>> BEGIN Input for this task
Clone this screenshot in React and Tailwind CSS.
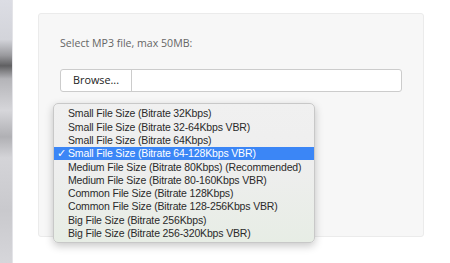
import React from "react";

const items = [
  "Small File Size (Bitrate 32Kbps)",
  "Small File Size (Bitrate 32-64Kbps VBR)",
  "Small File Size (Bitrate 64Kbps)",
  "Small File Size (Bitrate 64-128Kbps VBR)",
  "Medium File Size (Bitrate 80Kbps) (Recommended)",
  "Medium File Size (Bitrate 80-160Kbps VBR)",
  "Common File Size (Bitrate 128Kbps)",
  "Common File Size (Bitrate 128-256Kbps VBR)",
  "Big File Size (Bitrate 256Kbps)",
  "Big File Size (Bitrate 256-320Kbps VBR)",
];

export default function App() {
  return (
    <div className="relative w-[450px] h-[263px] bg-white overflow-hidden flex">
      <div className="w-[13px] h-full shrink-0 border-r border-[#e4e4e8] bg-[linear-gradient(to_bottom,#dcdde4_0%,#d3d4da_15%,#9a9a9e_21%,#606062_25%,#b4b4b8_30%,#d6d6da_42%,#b0b0b4_52%,#d4d4d8_60%,#c9c9cd_80%,#d6d6da_100%)]" />
      <div className="pl-[25px] pt-[13px]">
        <div className="w-[386px] h-[224px] rounded-[3px] border border-[#ebebeb] bg-[#f7f7f7] px-[21px] pt-[22px] font-['Open_Sans',sans-serif]">
          <div className="text-[10.6px] leading-[15px] text-[#666]">Select MP3 file, max 50MB:</div>
          <div className="mt-[18px] flex h-[23px] w-[342px] rounded-[3px] border border-[#cccccc] bg-white">
            <div className="flex w-[71px] items-center justify-center border-r border-[#cccccc] text-[10.8px] text-[#222]">
              Browse...
            </div>
            <div className="flex-1" />
          </div>
        </div>
      </div>
      <div className="absolute left-[53px] top-[103px] w-[262px] h-[140px] rounded-[5px] border border-[#c8c8c8] bg-[linear-gradient(to_bottom,#f0f0f0_0%,#eeeeee_45%,#e7ede5_100%)] shadow-[0_3px_8px_rgba(0,0,0,0.22)] pt-[3px] font-['Liberation_Sans',sans-serif]">
        {items.map((t, i) => (
          <div
            key={i}
            className={
              "flex h-[13.3px] items-center text-[10.5px] tracking-[-0.15px] leading-none whitespace-nowrap " +
              (i === 3 ? "bg-[#3b86f6] text-white" : "text-[#2a2a2a]")
            }
          >
            <span className="w-[14px] shrink-0 pl-[3px] text-[11px] font-['DejaVu_Sans',sans-serif]">{i === 3 ? "✓" : ""}</span>
            <span>{t}</span>
          </div>
        ))}
      </div>
    </div>
  );
}
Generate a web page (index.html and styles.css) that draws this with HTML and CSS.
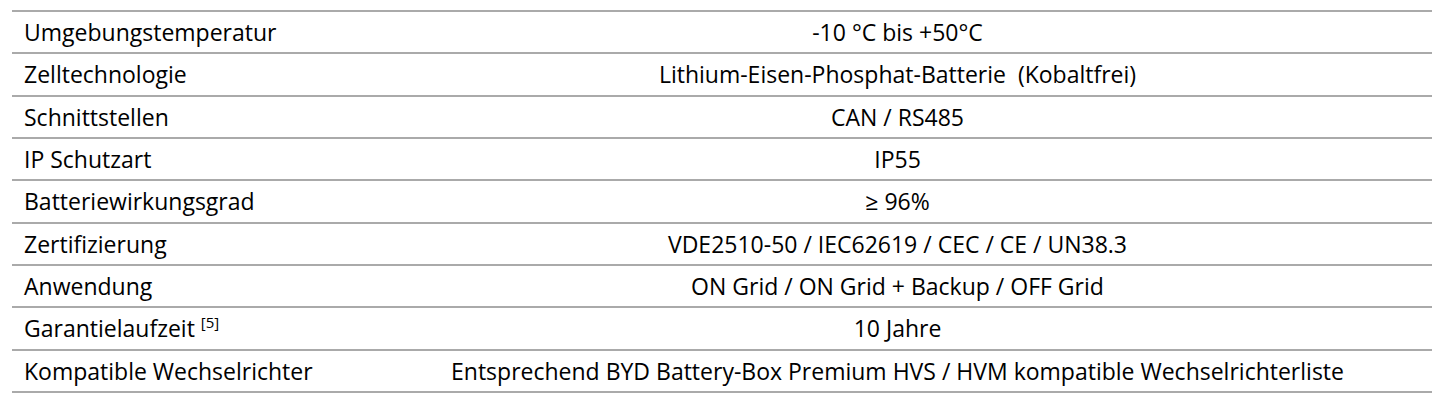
FILE: index.html
```html
<!DOCTYPE html>
<html lang="de">
<head>
<meta charset="utf-8">
<link rel="stylesheet" href="styles.css">
</head>
<body>
<table class="spec">
<colgroup><col class="c-label"><col class="c-value"></colgroup>
<tbody>
<tr><td class="label">Umgebungstemperatur</td><td class="value">-10 °C bis +50°C</td></tr>
<tr><td class="label">Zelltechnologie</td><td class="value">Lithium-Eisen-Phosphat-Batterie&nbsp; (Kobaltfrei)</td></tr>
<tr><td class="label">Schnittstellen</td><td class="value">CAN / RS485</td></tr>
<tr><td class="label">IP Schutzart</td><td class="value">IP55</td></tr>
<tr><td class="label">Batteriewirkungsgrad</td><td class="value">≥ 96%</td></tr>
<tr><td class="label">Zertifizierung</td><td class="value">VDE2510-50 / IEC62619 / CEC / CE / UN38.3</td></tr>
<tr><td class="label">Anwendung</td><td class="value">ON Grid / ON Grid + Backup / OFF Grid</td></tr>
<tr><td class="label">Garantielaufzeit <sup class="note">[5]</sup></td><td class="value">10 Jahre</td></tr>
<tr><td class="label">Kompatible Wechselrichter</td><td class="value">Entsprechend BYD Battery-Box Premium HVS / HVM kompatible Wechselrichterliste</td></tr>
</tbody>
</table>
</body>
</html>
```
FILE: styles.css
```css
html, body {
  margin: 0;
  padding: 0;
  background: #ffffff;
}
body {
  padding: 10px 13px 0 12px;
  font-family: "Open Sans", "Noto Sans", sans-serif;
  color: #000000;
}
.spec {
  width: 100%;
  border-collapse: collapse;
  font-size: 23px;
}
.c-label { width: 351px; }
.spec td {
  border-top: 2px solid #aaaaaa;
  border-bottom: 2px solid #aaaaaa;
  height: 40.33px;
  padding: 0 12px;
  line-height: 28px;
  vertical-align: middle;
}
.spec td.value {
  text-align: center;
}
.note {
  font-size: 15px;
  line-height: 0;
  vertical-align: 9px;
}
```
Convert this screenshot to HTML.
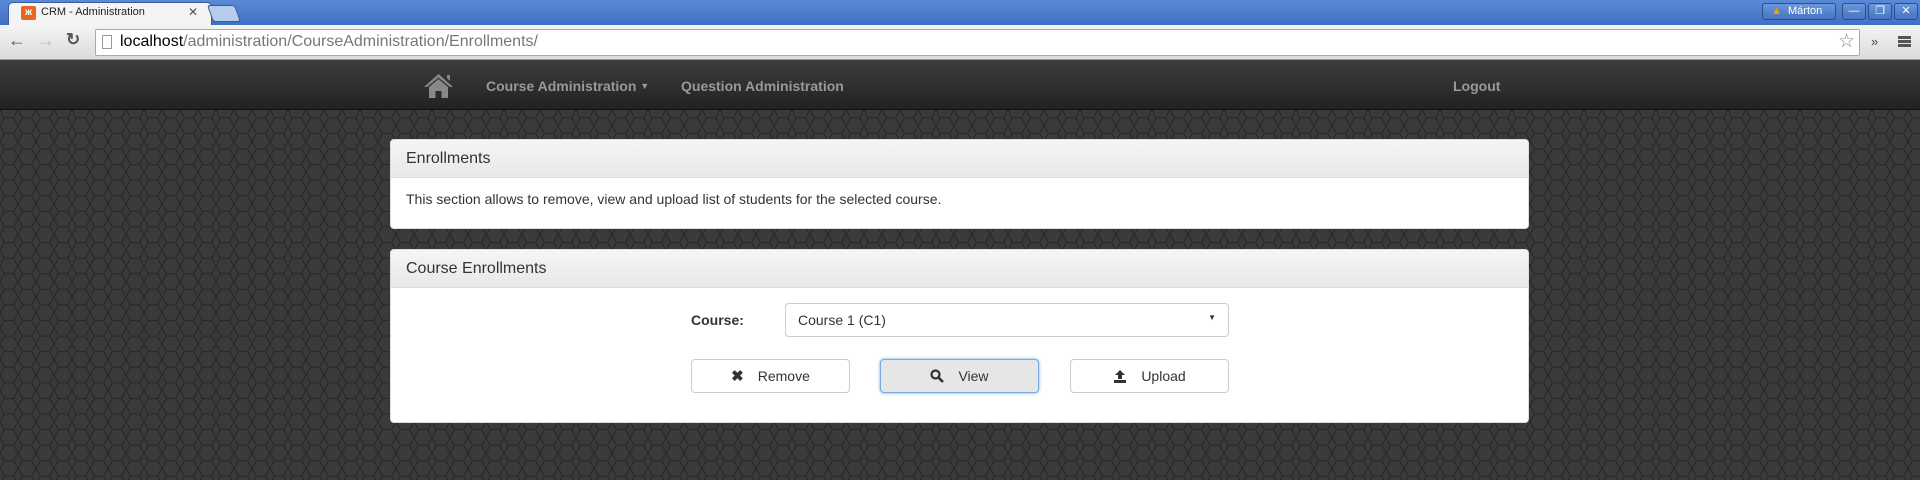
>> END Input for this task
● **Objective**: Pick out the lines above that hold the string "index" and show them.

● **Correct output**:
Generate a web page (index.html and styles.css) that draws this with HTML and CSS.
FILE: index.html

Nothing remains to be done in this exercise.